Il familismo amorale, esteso alla politica, è quella pratica che tende a soddisfare i bisogni del breve periodo del proprio nucleo familiare e di una strettissima cerchia di compari, tendente a disinteressarsi di qualunque investimento umano e culturale proiettato verso il domani.
Ad Alatri si esercita comunemente da qualche decade. E’ l’adagio per cui un lampione vale un voto, una gettata d’asfalto in un quartiere garantisce quantomeno la riconoscenza, una pensilina o una fermata dello scuolabus nei pressi della propria abitazione fa da prassi di fidelizzazione, è il mercato dei voti che si agita in un sistema di microscambi che consentono, gattopardescamente, che tutto cambi affinchè nulla si muova realmente.
Chiunque ha svolto o assistito ad una campagna elettorale ad Alatri questo lo sa benissimo. Impera il familismo così come è impresso quel circoscrizionalismo senza circoscrizioni per cui un candidato vicino di casa sarà spessissimamente preferito a qualcuno che si mette in gioco per e con delle idee. Questi due fattori, ben mischiati tra essi, costituiscono il terriccio della mente che conduce troppe persone verso la cabina elettorale.
Sparare sulla politica, infatti, sarebbe limitante e bugiardo: questo è un meccanismo bidirezionale che si afferma quando la complicità tra elettori e candidati è incrostata nella storia di un luogo e nel modus operandi di una comunità. Non esistono, insomma, cattivi politici e buoni elettori, cattive liste elettorali e cittadini per bene: esiste un incrocio tra curve, quella che rappresenta cosa gli alatrensi chiedono e quella che determina cosa la politica offre in funzione della domanda che riceve. La riflessione, tuttavia, deve riguardare gli effetti di questa pratica: il primo che risalta agli occhi è l’abbandono assoluto di chi non ha prospettiva.

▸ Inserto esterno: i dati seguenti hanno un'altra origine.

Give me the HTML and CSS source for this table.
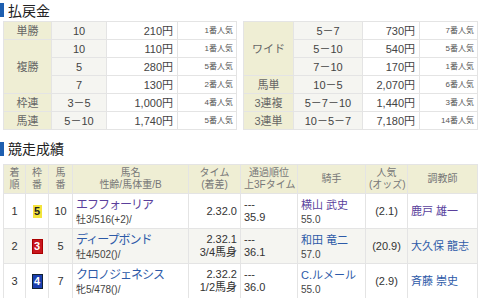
FILE: index.html
```html
<!DOCTYPE html>
<html lang="ja">
<head>
<meta charset="utf-8">
<link rel="stylesheet" href="styles.css">
</head>
<body>
<h2 class="sec">払戻金</h2>
<div class="pays">
  <table class="pay">
    <colgroup><col class="c1"><col class="c2"><col class="c3"><col class="c4"></colgroup>
    <tr><th>単勝</th><td class="num">10</td><td class="yen">210円</td><td class="pop">1番人気</td></tr>
    <tr><th rowspan="3">複勝</th><td class="num">10</td><td class="yen">110円</td><td class="pop">1番人気</td></tr>
    <tr><td class="num">5</td><td class="yen">280円</td><td class="pop">5番人気</td></tr>
    <tr><td class="num">7</td><td class="yen">130円</td><td class="pop">2番人気</td></tr>
    <tr><th>枠連</th><td class="num">3－5</td><td class="yen">1,000円</td><td class="pop">4番人気</td></tr>
    <tr><th>馬連</th><td class="num">5－10</td><td class="yen">1,740円</td><td class="pop">5番人気</td></tr>
  </table>
  <table class="pay">
    <colgroup><col class="r1"><col class="r2"><col class="r3"><col class="r4"></colgroup>
    <tr><th rowspan="3">ワイド</th><td class="num">5－7</td><td class="yen">730円</td><td class="pop">7番人気</td></tr>
    <tr><td class="num">5－10</td><td class="yen">540円</td><td class="pop">5番人気</td></tr>
    <tr><td class="num">7－10</td><td class="yen">170円</td><td class="pop">1番人気</td></tr>
    <tr><th>馬単</th><td class="num">10－5</td><td class="yen">2,070円</td><td class="pop">6番人気</td></tr>
    <tr><th>3連複</th><td class="num">5－7－10</td><td class="yen">1,440円</td><td class="pop">3番人気</td></tr>
    <tr><th>3連単</th><td class="num">10－5－7</td><td class="yen">7,180円</td><td class="pop">14番人気</td></tr>
  </table>
</div>
<h2 class="sec sec2">競走成績</h2>
<table class="res">
  <colgroup>
    <col class="w1"><col class="w2"><col class="w3"><col class="w4"><col class="w5"><col class="w6"><col class="w7"><col class="w8"><col class="w9">
  </colgroup>
  <tr class="hd">
    <th>着<br>順</th><th>枠<br>番</th><th>馬<br>番</th><th>馬名<br>性齢/馬体重/B</th><th>タイム<br>(着差)</th><th>通過順位<br>上3Fタイム</th><th>騎手</th><th>人気<br>(オッズ)</th><th>調教師</th>
  </tr>
  <tr>
    <td class="ctr">1</td><td class="ctr"><span class="waku w5y">5</span></td><td class="ctr">10</td>
    <td class="name"><a class="lk v">エフフォーリア</a><span class="sub">牡3/516(+2)/</span></td>
    <td class="time">2.32.0</td>
    <td class="pass"><span>---</span><span>35.9</span></td>
    <td class="jk"><a class="lk v">横山 武史</a><span class="sub">55.0</span></td>
    <td class="ctr odds">(2.1)</td>
    <td class="tr"><a class="lk v">鹿戸 雄一</a></td>
  </tr>
  <tr class="alt">
    <td class="ctr">2</td><td class="ctr"><span class="waku w3r">3</span></td><td class="ctr">5</td>
    <td class="name"><a class="lk">ディープボンド</a><span class="sub">牡4/502()/</span></td>
    <td class="time">2.32.1<br>3/4馬身</td>
    <td class="pass"><span>---</span><span>36.1</span></td>
    <td class="jk"><a class="lk">和田 竜二</a><span class="sub">57.0</span></td>
    <td class="ctr odds">(20.9)</td>
    <td class="tr"><a class="lk">大久保 龍志</a></td>
  </tr>
  <tr>
    <td class="ctr">3</td><td class="ctr"><span class="waku w4b">4</span></td><td class="ctr">7</td>
    <td class="name"><a class="lk">クロノジェネシス</a><span class="sub">牝5/478()/</span></td>
    <td class="time">2.32.2<br>1/2馬身</td>
    <td class="pass"><span>---</span><span>36.0</span></td>
    <td class="jk"><a class="lk">C.ルメール</a><span class="sub">55.0</span></td>
    <td class="ctr odds">(2.9)</td>
    <td class="tr"><a class="lk">斉藤 崇史</a></td>
  </tr>
</table>
</body>
</html>
```
FILE: styles.css
```css
html, body {
  margin: 0;
  padding: 0;
  background: #fff;
  font-family: "Liberation Sans", "Noto Sans CJK JP", sans-serif;
  color: #333;
}
.sec {
  margin: 0;
  height: 21px;
  display: flex;
  align-items: center;
  font-size: 14px;
  font-weight: normal;
  color: #222;
  padding-left: 8px;
  padding-bottom: 2px;
  box-sizing: border-box;
  position: relative;
}
.sec::before {
  content: "";
  position: absolute;
  left: 0;
  top: 3px;
  width: 4px;
  height: 14px;
  background: #1e5fb0;
}
.sec2 {
  margin-top: 6px;
  height: 28px;
  padding-bottom: 4px;
}
.sec2::before {
  top: 6px;
}
.pays {
  display: grid;
  grid-template-columns: 233px 234px;
  column-gap: 7px;
  padding: 0 3px;
}
table {
  border-collapse: collapse;
  table-layout: fixed;
}
.pay {
  width: 100%;
}
.pay col.c1 { width: 48px; }
.pay col.c2 { width: 55px; }
.pay col.c3 { width: 71px; }
.pay col.c4 { width: 59px; }
.pay col.r1 { width: 50px; }
.pay col.r2 { width: 69px; }
.pay col.r3 { width: 57px; }
.pay col.r4 { width: 58px; }
.pay th, .pay td {
  border: 1px solid #e4e4e4;
  height: 17px;
  padding: 0 4px;
  font-size: 11px;
  line-height: 12px;
  white-space: nowrap;
}
.pay th {
  background: #efeed4;
  font-weight: normal;
  color: #666;
  text-align: center;
}
.pay td.num {
  background: #f5f5f1;
  text-align: center;
  color: #444;
}
.pay td.yen {
  text-align: right;
  color: #444;
}
.pay td.pop {
  text-align: right;
  font-size: 8px;
  color: #555;
  padding-right: 3px;
}
.res {
  margin: 0 3px;
  width: 474px;
}
.res col.w1 { width: 22px; }
.res col.w2 { width: 23px; }
.res col.w3 { width: 24px; }
.res col.w4 { width: 116px; }
.res col.w5 { width: 52px; }
.res col.w6 { width: 57px; }
.res col.w7 { width: 68px; }
.res col.w8 { width: 42px; }
.res col.w9 { width: 70px; }
.res th, .res td {
  border: 1px solid #e4e4e4;
  padding: 0 3px;
  white-space: nowrap;
  overflow: hidden;
}
.res tr.hd th {
  background: #efeed4;
  font-weight: normal;
  color: #777;
  font-size: 10px;
  line-height: 12px;
  height: 28px;
  text-align: center;
}
.res td {
  height: 34px;
  font-size: 11px;
  color: #333;
}
.res tr.alt td {
  background: #f5f5f1;
}
.ctr { text-align: center; }
.waku {
  display: inline-block;
  width: 9px;
  height: 13px;
  line-height: 13px;
  font-size: 11px;
  font-weight: bold;
  text-align: center;
  vertical-align: middle;
}
.w5y { background: #f4e43c; color: #222; }
.w3r { background: #c8161d; color: #fff; outline: 1px solid #a00; }
.w4b { background: #1b3fb0; color: #fff; outline: 1px solid #123; }
.name, .jk {
  line-height: 14px;
}
.lk {
  display: block;
  color: #2d5aa8;
  font-size: 12px;
  letter-spacing: -1px;
  line-height: 16px;
}
.jk .lk, .tr .lk {
  font-size: 11px;
  letter-spacing: 0;
}
.lk.v { color: #5a3f9c; }
.sub {
  display: block;
  font-size: 10px;
  line-height: 13px;
  color: #444;
}
.time {
  text-align: right;
  line-height: 13px;
}
.pass {
  font-size: 10px;
  line-height: 13px;
}
.pass span { display: block; }
.odds { font-size: 10px; }
```
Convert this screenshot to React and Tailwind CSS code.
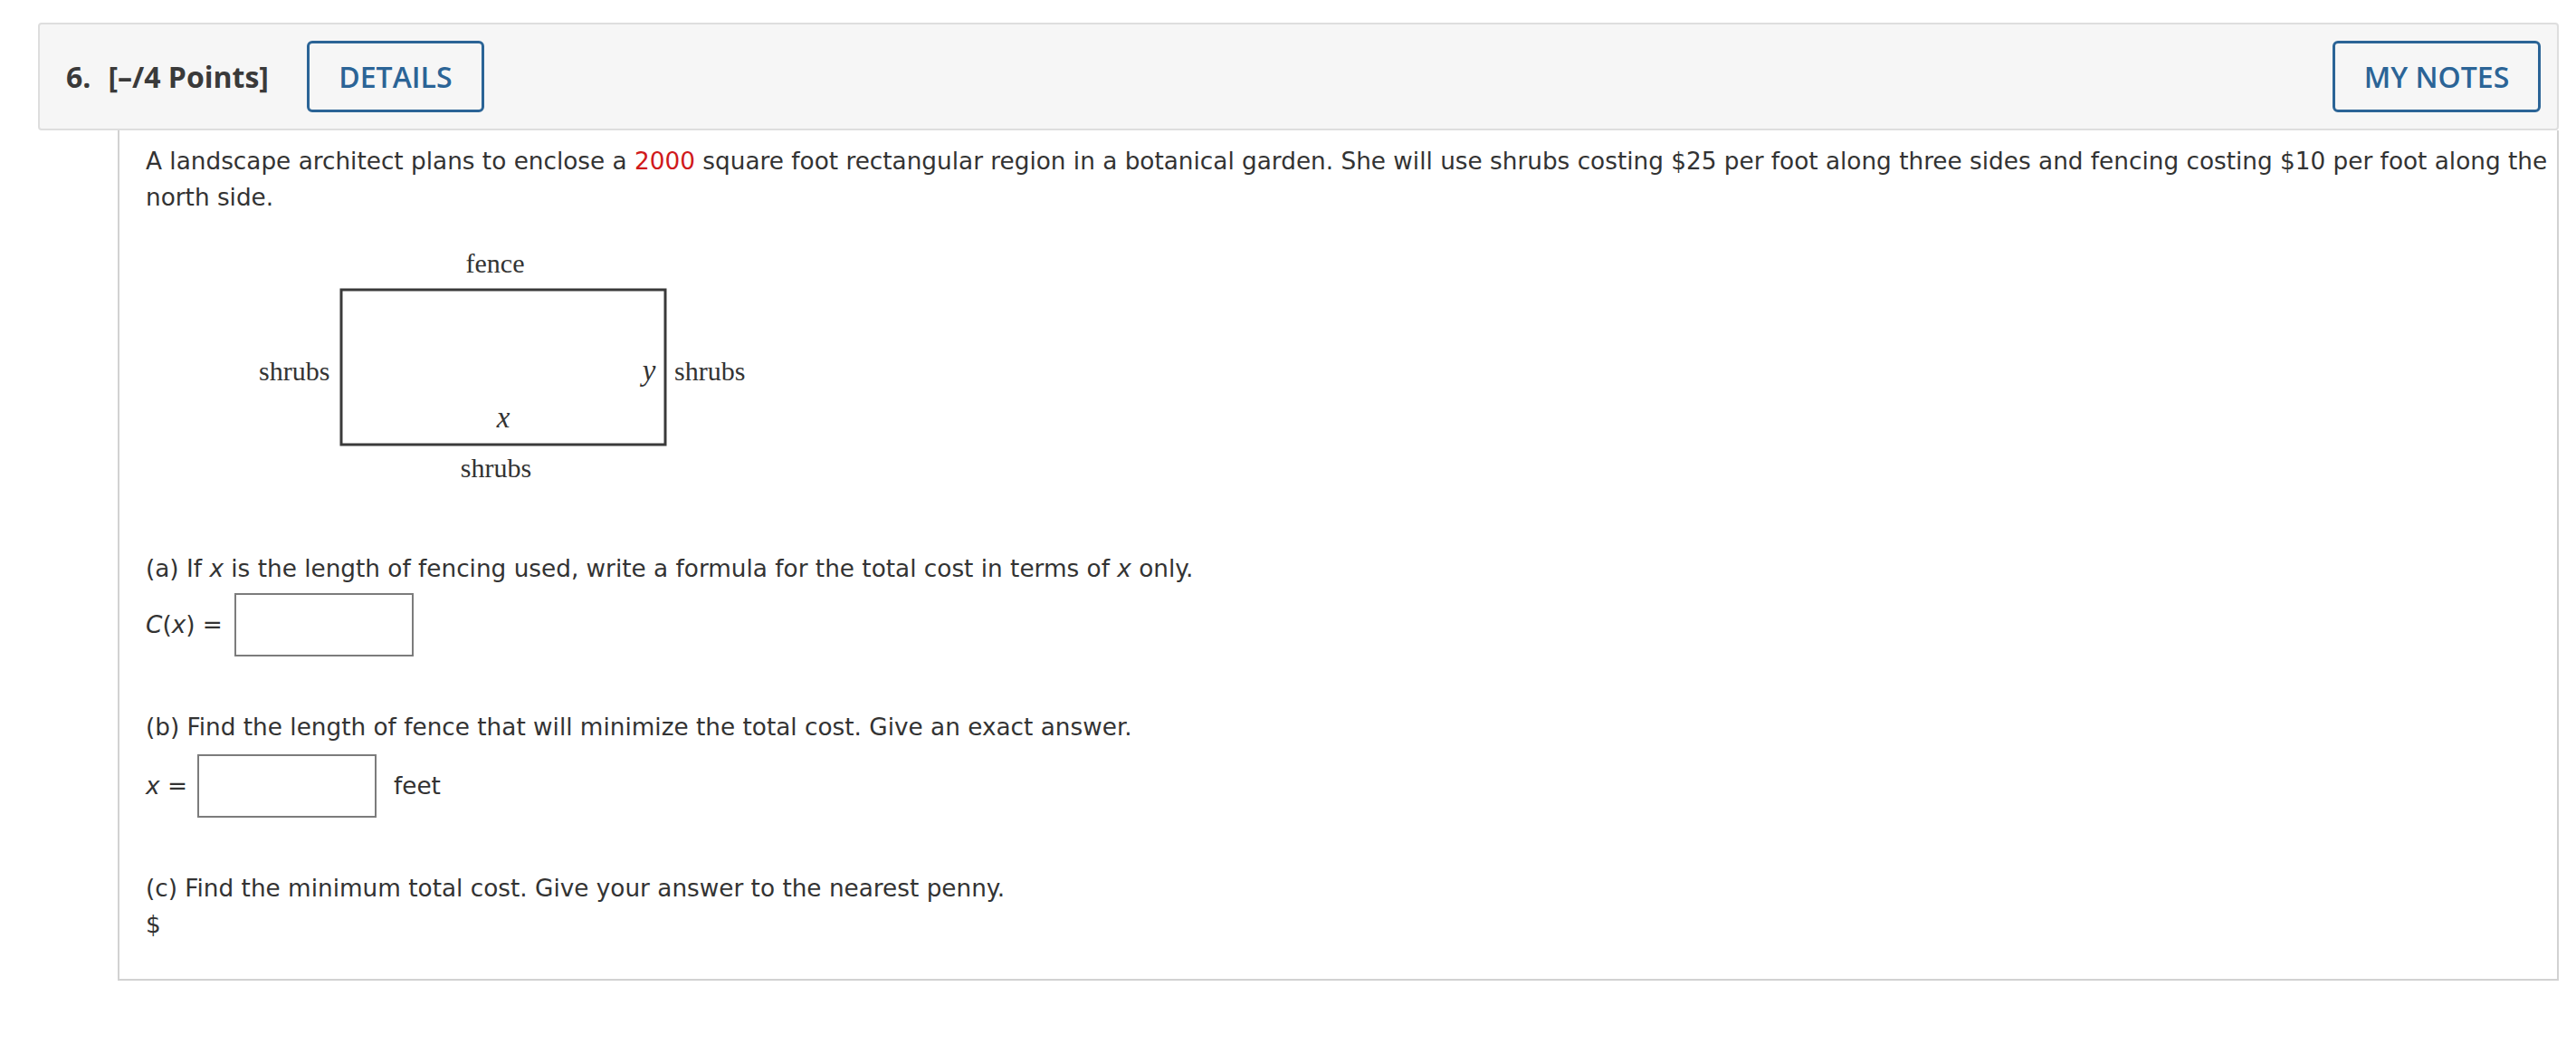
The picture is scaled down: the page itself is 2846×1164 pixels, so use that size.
import React from "react";

const body = { fontFamily: '"DejaVu Sans", Verdana, sans-serif' };
const head = { fontFamily: '"Open Sans", "Noto Sans", sans-serif' };

function Diagram() {
  return (
    <svg width="580" height="280" viewBox="0 0 580 280" className="block ml-[110px] mt-[27px]">
      <rect x="106" y="55" width="358" height="171" fill="none" stroke="#3a3a3a" strokeWidth="3" />
      <g fontFamily='"Liberation Serif", "Times New Roman", serif' fontSize="30" fill="#333">
        <text x="276" y="36" textAnchor="middle">fence</text>
        <text x="15" y="155">shrubs</text>
        <text x="474" y="155">shrubs</text>
        <text x="277" y="262" textAnchor="middle">shrubs</text>
        <text x="446" y="155" textAnchor="middle" fontStyle="italic" fontSize="33">y</text>
        <text x="285" y="207" textAnchor="middle" fontStyle="italic" fontSize="33">x</text>
      </g>
    </svg>
  );
}

function Box() {
  return <div className="w-[198px] h-[70px] border-2 border-[#7c7c7c] bg-white" />;
}

export default function App() {
  return (
    <div className="w-[2846px] h-[1164px] bg-white pt-[25px] pl-[42px] pr-[19px] text-[#333]">
      <div
        className="h-[119px] bg-[#f6f6f6] border-2 border-[#dedede] rounded-[4px] flex items-center justify-between pl-[29px] pr-[18px]"
        style={head}
      >
        <div className="flex items-center">
          <span className="text-[32px] font-bold text-[#3a3a3a]">6.</span>
          <span className="text-[32px] font-bold text-[#3a3a3a] ml-[19px]">[–/4 Points]</span>
          <button className="ml-[42px] w-[196px] h-[79px] border-[3px] border-[#2b6496] rounded-[6px] text-[32px] font-semibold text-[#2b6496] flex items-center justify-center">
            DETAILS
          </button>
        </div>
        <button className="w-[230px] h-[79px] border-[3px] border-[#2b6496] rounded-[6px] text-[32px] font-semibold text-[#2b6496] flex items-center justify-center">
          MY NOTES
        </button>
      </div>
      <div
        className="ml-[88px] border-x-2 border-b-2 border-[#d2d2d2] pl-[29px] pr-[6px] pt-[14px] pb-[40px] text-[26.3px] leading-[40px]"
        style={body}
      >
        <p>
          A landscape architect plans to enclose a <span className="text-[#d0191b]">2000</span> square foot rectangular
          region in a botanical garden. She will use shrubs costing $25 per foot along three sides and fencing costing
          $10 per foot along the north side.
        </p>
        <Diagram />
        <p className="mt-[63px]">
          (a) If <i>x</i> is the length of fencing used, write a formula for the total cost in terms of <i>x</i> only.
        </p>
        <div className="mt-[7px] flex items-center">
          <span>
            <i>C</i>(<i>x</i>) =
          </span>
          <div className="ml-[13px]">
            <Box />
          </div>
        </div>
        <p className="mt-[58px]">(b) Find the length of fence that will minimize the total cost. Give an exact answer.</p>
        <div className="mt-[10px] flex items-center">
          <span>
            <i>x</i> =
          </span>
          <div className="ml-[11px]">
            <Box />
          </div>
          <span className="ml-[19px]">feet</span>
        </div>
        <p className="mt-[58px]">(c) Find the minimum total cost. Give your answer to the nearest penny.</p>
        <p>$</p>
      </div>
    </div>
  );
}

Diciamocelo, in un clima di serena compiacenza ciclopica: il nostro paesello si sta svuotando. Le giovani generazioni, infatti, se ne sono andate, se ne stanno andando, sognano di andarsene. Una società, è risaputo, per sopravvivere ha necessità di un cambio generazionale, di una cesura storica per cui tessuti lavorativi e culturali nuovi prendano il timone in mano e sostituiscano vecchi capitani più o meno coraggiosi. Non certo per spirito di rottamazione, quanto per il naturale e conclamato corso degli eventi.
Tuttavia, Alatri, questi ricambi non li ha. Certo, ci sono dei reduci che per volontà o necessità hanno deciso di rimanere ancorati alle mura ciclopiche ma sono sempre meno, sempre più gli stessi. Gruppuscoli di potere, con ogni probabilità, piazzerrano giovani a mo’ di figurine elettorali all’interno della quasi imminente fase di formazione delle liste elettorali, nel solito mix di familismo amorale e circorscrizionalismo. Qualcuno, forse, ci proverà in buona fede e con qualche credenziale ma solitamente questi soggetti ad Alatri non vengono votati a sufficienza.
La politica dell’orticello trionferà ancora una volta, la sagra del panino riecheggerà nell’aria con gli entusiasmi del momento, vincano il concerto di Gigione o i caroselli accompagnati dal buon vino a Basciano! Intanto Alatri viene abbandonata da chiunque scelga di studiare senza che si possa trovare mai un buon motivo per tornare indietro, tranne quello di salutare la propria famiglia. Un paese che non è capace di regalare una prospettiva di qualunque tipo alle proprie giovani generazioni è un paese destinato alla morte. Ricordiamocelo quando armati di familismo amorale e circoscrizionalismo latente ci recheremo al seggio elettorale.